*** Records to process
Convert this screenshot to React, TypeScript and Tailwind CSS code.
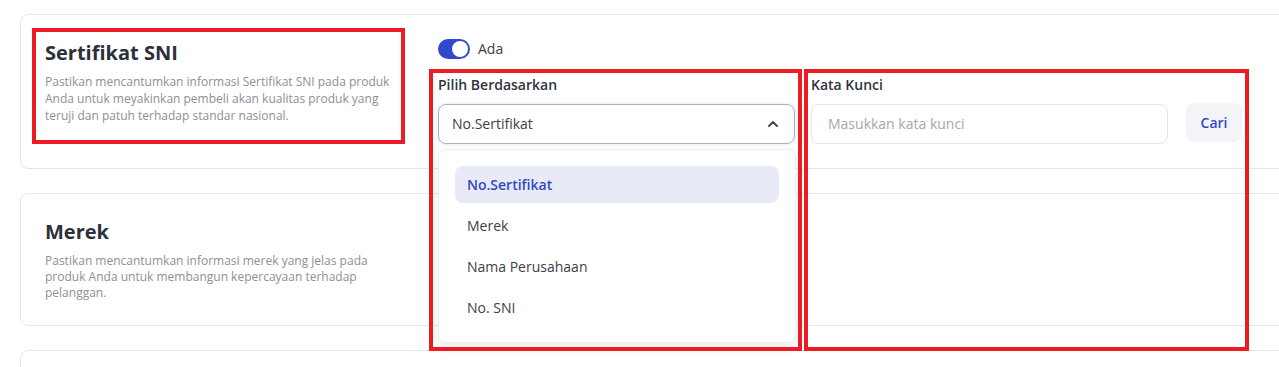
const options = ["No.Sertifikat", "Merek", "Nama Perusahaan", "No. SNI"];

function Toggle() {
  return (
    <div className="flex items-center gap-2">
      <div className="flex h-5 w-8 items-center justify-end rounded-full bg-[#3049cc] px-[2px]">
        <div className="h-4 w-4 rounded-full bg-white" />
      </div>
      <span className="text-sm text-[#3b4049]">Ada</span>
    </div>
  );
}

export default function App() {
  return (
    <div className="relative h-[367px] w-full overflow-hidden bg-white pl-[20px] pt-[14px] font-['Open_Sans',sans-serif]">
      <div className="flex w-[1300px] flex-col gap-6">
        {/* Sertifikat SNI */}
        <div className="relative z-10 flex gap-[38px] rounded-lg border border-[#e4e6ea] p-6">
          <div className="w-[355px]">
            <h3 className="text-[20px] font-bold leading-7 text-[#2b303a]">Sertifikat SNI</h3>
            <p className="mt-[7px] text-xs leading-[16.8px] text-[#8b9099]">
              Pastikan mencantumkan informasi Sertifikat SNI pada produk Anda untuk meyakinkan pembeli akan kualitas produk yang teruji dan patuh terhadap standar nasional.
            </p>
          </div>
          <div className="flex flex-col">
            <Toggle />
            <div className="mt-4 flex items-start">
              <div className="w-[357px]">
                <div className="text-sm font-semibold leading-5 text-[#2f343e]">Pilih Berdasarkan</div>
                <div className="relative mt-[9px]">
                  <div className="flex h-10 items-center justify-between rounded-lg border border-[#a9afc3] pl-[13px] pr-4 shadow-[0_0_0_2px_rgba(120,130,180,0.08)]">
                    <span className="text-sm text-[#3b4049]">No.Sertifikat</span>
                    <svg width="10" height="6" viewBox="0 0 10 6" fill="none">
                      <polyline points="1,5 5,1 9,5" stroke="#3f4550" strokeWidth="1.8" strokeLinecap="round" strokeLinejoin="round" />
                    </svg>
                  </div>
                  <div className="absolute left-0 top-[45px] flex w-[358px] flex-col gap-1 rounded-lg border border-[#eceef2] bg-white p-4 shadow-[0_4px_12px_rgba(0,0,0,0.08)]">
                    {options.map((o, i) => (
                      <div
                        key={o}
                        className={
                          i === 0
                            ? "flex h-[37px] items-center rounded-lg bg-[#e8eaf7] px-3 text-sm font-semibold text-[#3347c6]"
                            : "flex h-[37px] items-center rounded-lg px-3 text-sm text-[#3b4049]"
                        }
                      >
                        {o}
                      </div>
                    ))}
                  </div>
                </div>
              </div>
              <div className="ml-4 w-[357px]">
                <div className="text-sm font-semibold leading-5 text-[#2f343e]">Kata Kunci</div>
                <div className="mt-[9px] flex h-10 items-center rounded-lg border border-[#e4e6ea] px-4">
                  <span className="text-sm text-[#a3a7b0]">Masukkan kata kunci</span>
                </div>
              </div>
              <button className="ml-[18px] mt-[28px] flex h-[39px] w-[56px] items-center justify-center rounded-lg bg-[#f3f4f8] text-sm font-semibold text-[#3347c6]">
                Cari
              </button>
            </div>
          </div>
        </div>

        {/* Merek */}
        <div className="rounded-lg border border-[#e4e6ea] p-6">
          <div className="w-[355px]">
            <h3 className="text-[20px] font-bold leading-7 text-[#2b303a]">Merek</h3>
            <p className="mt-[7px] text-xs leading-4 text-[#8b9099]">
              Pastikan mencantumkan informasi merek yang jelas pada produk Anda untuk membangun kepercayaan terhadap pelanggan.
            </p>
          </div>
        </div>

        <div className="h-[120px] rounded-lg border border-[#e4e6ea]" />
      </div>

      {/* annotation boxes */}
      <div className="pointer-events-none absolute left-[32px] top-[28px] z-20 h-[116px] w-[373px] border-4 border-[#ed1c24]" />
      <div className="pointer-events-none absolute left-[429px] top-[69px] z-20 h-[282px] w-[373px] border-4 border-[#ed1c24]" />
      <div className="pointer-events-none absolute left-[804px] top-[69px] z-20 h-[282px] w-[445px] border-4 border-[#ed1c24]" />
    </div>
  );
}
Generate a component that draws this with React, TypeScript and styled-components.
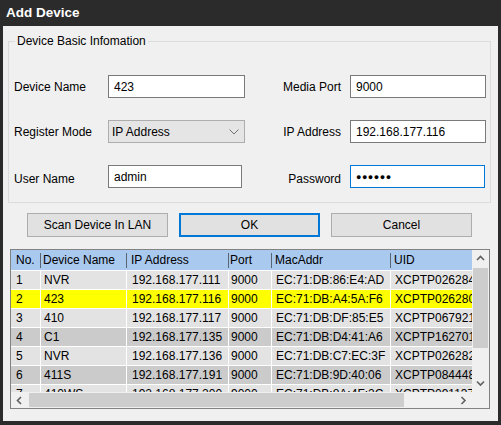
import styled, { createGlobalStyle } from 'styled-components'

type Tone = 'light' | 'dark' | 'selected'

interface DeviceRow {
  no: string
  name: string
  ip: string
  port: string
  mac: string
  uid: string
  tone: Tone
}

const columns = [
  { key: 'no', title: 'No.', width: 29, pad: 5 },
  { key: 'name', title: 'Device Name', width: 86, pad: 3 },
  { key: 'ip', title: 'IP Address', width: 102, pad: 5 },
  { key: 'port', title: 'Port', width: 43, pad: 2 },
  { key: 'mac', title: 'MacAddr', width: 119, pad: 4 },
  { key: 'uid', title: 'UID', width: 160, pad: 4 },
] as const

const gridColumns = columns.map((c) => `${c.width}px`).join(' ')

const devices: DeviceRow[] = [
  { no: '1', name: 'NVR', ip: '192.168.177.111', port: '9000', mac: 'EC:71:DB:86:E4:AD', uid: 'XCPTP026284RJPNH', tone: 'light' },
  { no: '2', name: '423', ip: '192.168.177.116', port: '9000', mac: 'EC:71:DB:A4:5A:F6', uid: 'XCPTP026280WPKQB', tone: 'selected' },
  { no: '3', name: '410', ip: '192.168.177.117', port: '9000', mac: 'EC:71:DB:DF:85:E5', uid: 'XCPTP067921LMXTS', tone: 'light' },
  { no: '4', name: 'C1', ip: '192.168.177.135', port: '9000', mac: 'EC:71:DB:D4:41:A6', uid: 'XCPTP162701ZBDEF', tone: 'dark' },
  { no: '5', name: 'NVR', ip: '192.168.177.136', port: '9000', mac: 'EC:71:DB:C7:EC:3F', uid: 'XCPTP026282HTUVA', tone: 'light' },
  { no: '6', name: '411S', ip: '192.168.177.191', port: '9000', mac: 'EC:71:DB:9D:40:06', uid: 'XCPTP084448GNMRC', tone: 'dark' },
  { no: '7', name: '410WS', ip: '192.168.177.200', port: '9000', mac: 'EC:71:DB:8A:4F:2C', uid: 'XCPTP091137KQWEX', tone: 'light' },
]

function Chevron({ dir }: { dir: 'up' | 'down' | 'left' | 'right' }) {
  const points = {
    up: '1,6 4.5,2.5 8,6',
    down: '1,2.5 4.5,6 8,2.5',
    left: '6,1 2.5,4.5 6,8',
    right: '2.5,1 6,4.5 2.5,8',
  }[dir]
  return (
    <svg width="9" height="9" viewBox="0 0 9 9">
      <polyline points={points} fill="none" stroke="#606060" strokeWidth="1.6" />
    </svg>
  )
}

export default function App() {
  return (
    <>
      <GlobalStyle />
      <Window>
        <TitleBar>Add Device</TitleBar>
        <Body>
          <GroupBox>
            <Legend>Device Basic Infomation</Legend>
            <FieldGrid>
              <Label>Device Name</Label>
              <TextInput readOnly value="423" $w={137} />
              <Label $right>Media Port</Label>
              <TextInput readOnly value="9000" $w={136} />

              <Label>Register Mode</Label>
              <Combo>
                <span>IP Address</span>
                <svg width="10" height="6" viewBox="0 0 10 6">
                  <polyline points="0.5,0.5 5,5 9.5,0.5" fill="none" stroke="#707070" strokeWidth="1" />
                </svg>
              </Combo>
              <Label $right>IP Address</Label>
              <TextInput readOnly value="192.168.177.116" $w={136} />

              <Label $drop>User Name</Label>
              <TextInput readOnly value="admin" $w={134} />
              <Label $right $drop>Password</Label>
              <TextInput readOnly value="●●●●●●" $w={135} $focused $masked />
            </FieldGrid>
          </GroupBox>

          <ButtonRow>
            <PushButton>Scan Device In LAN</PushButton>
            <PushButton $default>OK</PushButton>
            <PushButton>Cancel</PushButton>
          </ButtonRow>

          <ListBox>
            <Viewport>
              <HeaderRow $cols={gridColumns}>
                {columns.map((c, i) => (
                  <HeaderCell key={c.key} $pad={c.pad} $sep={i > 0}>
                    {c.title}
                  </HeaderCell>
                ))}
              </HeaderRow>
              {devices.map((d) => (
                <Row key={d.no} $cols={gridColumns} $tone={d.tone}>
                  {columns.map((c) => (
                    <Cell key={c.key} $pad={c.pad}>
                      {d[c.key]}
                    </Cell>
                  ))}
                </Row>
              ))}
            </Viewport>

            <VScroll>
              <ArrowBox $v>
                <Chevron dir="up" />
              </ArrowBox>
              <Track $v>
                <Thumb $v />
              </Track>
              <ArrowBox $v>
                <Chevron dir="down" />
              </ArrowBox>
            </VScroll>

            <HScroll>
              <ArrowBox>
                <Chevron dir="left" />
              </ArrowBox>
              <Track>
                <Thumb />
              </Track>
              <ArrowBox>
                <Chevron dir="right" />
              </ArrowBox>
            </HScroll>

            <Corner />
          </ListBox>
        </Body>
      </Window>
    </>
  )
}

const GlobalStyle = createGlobalStyle`
  html, body {
    margin: 0;
    padding: 0;
    background: #2b2b2b;
  }
  body {
    font-family: "Liberation Sans", Arial, sans-serif;
    font-size: 12px;
    color: #000;
  }
  * {
    box-sizing: border-box;
  }
`

const Window = styled.div`
  width: 501px;
  height: 425px;
  display: flex;
  flex-direction: column;
  background: #2b2b2b;
  padding: 0 3px 4px 3px;
`

const TitleBar = styled.div`
  height: 26px;
  flex: none;
  display: flex;
  align-items: center;
  padding: 0 3px 1px;
  color: #fff;
  font-weight: bold;
  font-size: 13.5px;
`

const Body = styled.div`
  flex: 1;
  background: #f0f0f0;
  display: flex;
  flex-direction: column;
  padding: 8px 7px 0 5px;
`

const GroupBox = styled.fieldset`
  margin: 0;
  border: 1px solid #dcdcdc;
  padding: 27px 4px 14px 5px;
  min-width: 0;
`

const Legend = styled.legend`
  padding: 0 2px;
  margin-left: 1px;
  font-size: 12px;
`

const FieldGrid = styled.div`
  display: grid;
  grid-template-columns: 94px 137px 105px 136px;
  grid-auto-rows: 23px;
  row-gap: 22px;
  align-items: center;
`

const Label = styled.span<{ $right?: boolean; $drop?: boolean }>`
  text-align: ${({ $right }) => ($right ? 'right' : 'left')};
  padding-right: ${({ $right }) => ($right ? '9px' : '0')};
  padding-top: ${({ $drop }) => ($drop ? '5px' : '1px')};
  white-space: nowrap;
`

const TextInput = styled.input<{ $w: number; $focused?: boolean; $masked?: boolean }>`
  width: ${({ $w }) => $w}px;
  height: 23px;
  margin: 0;
  padding: 0 5px;
  border: 1px solid ${({ $focused }) => ($focused ? '#0078d7' : '#7a7a7a')};
  background: #fff;
  font-family: inherit;
  font-size: ${({ $masked }) => ($masked ? '9px' : '12px')};
  letter-spacing: ${({ $masked }) => ($masked ? '0.5px' : 'normal')};
  color: #000;
  outline: none;
`

const Combo = styled.div`
  width: 137px;
  height: 23px;
  display: flex;
  align-items: center;
  justify-content: space-between;
  padding: 0 5px 0 3px;
  border: 1px solid #adadad;
  background: #e5e5e5;
`

const ButtonRow = styled.div`
  display: flex;
  gap: 11px;
  margin: 10px 0 0 19px;
`

const PushButton = styled.button<{ $default?: boolean }>`
  width: 141px;
  height: 24px;
  margin: 0;
  padding: 0;
  border: ${({ $default }) => ($default ? '2px solid #0078d7' : '1px solid #adadad')};
  background: #e1e1e1;
  font-family: inherit;
  font-size: 12px;
  color: #000;
`

const ListBox = styled.div`
  width: 480px;
  height: 160px;
  margin: 12px 0 0 2px;
  border: 1px solid #828282;
  display: grid;
  grid-template-columns: 1fr 17px;
  grid-template-rows: 1fr 16px;
`

const Viewport = styled.div`
  overflow: hidden;
  background: #fff;
`

const HeaderRow = styled.div<{ $cols: string }>`
  display: grid;
  grid-template-columns: ${({ $cols }) => $cols};
  height: 20px;
  background: #a9c9ee;
`

const HeaderCell = styled.div<{ $pad: number; $sep: boolean }>`
  padding-left: ${({ $pad }) => $pad}px;
  line-height: 21px;
  white-space: nowrap;
  overflow: hidden;
  background: ${({ $sep }) =>
    $sep ? 'linear-gradient(#5a6472, #5a6472) left 3px / 1px 15px no-repeat' : 'none'};
`

const rowColors: Record<Tone, string> = {
  light: '#e3e3e3',
  dark: '#cbcbcb',
  selected: '#ffff00',
}

const Row = styled.div<{ $cols: string; $tone: Tone }>`
  display: grid;
  grid-template-columns: ${({ $cols }) => $cols};
  height: 19px;
  border-top: 1px solid #fff;
  background: ${({ $tone }) => rowColors[$tone]};
`

const Cell = styled.div<{ $pad: number }>`
  padding-left: ${({ $pad }) => $pad}px;
  border-left: 1px solid #fff;
  line-height: 18px;
  white-space: nowrap;
  overflow: hidden;

  &:first-child {
    border-left: none;
  }
`

const VScroll = styled.div`
  display: flex;
  flex-direction: column;
  background: #f0f0f0;
`

const HScroll = styled.div`
  display: flex;
  background: #f0f0f0;
`

const ArrowBox = styled.div<{ $v?: boolean }>`
  flex: none;
  width: ${({ $v }) => ($v ? '100%' : '17px')};
  height: ${({ $v }) => ($v ? '17px' : '100%')};
  display: flex;
  align-items: center;
  justify-content: center;
`

const Track = styled.div<{ $v?: boolean }>`
  flex: 1;
  display: flex;
  flex-direction: ${({ $v }) => ($v ? 'column' : 'row')};
  padding: ${({ $v }) => ($v ? '1px 1px 0' : '1px 0 1px 1px')};
`

const Thumb = styled.div<{ $v?: boolean }>`
  background: #cdcdcd;
  width: ${({ $v }) => ($v ? '100%' : '375px')};
  height: ${({ $v }) => ($v ? '80px' : '100%')};
`

const Corner = styled.div`
  background: #f0f0f0;
`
******
The task
In the records above, locate each line with the word "this". Copy all such lines.

Correct result
Convert this screenshot to React, TypeScript and Tailwind CSS code.
Generate a component that draws this with React, TypeScript and styled-components.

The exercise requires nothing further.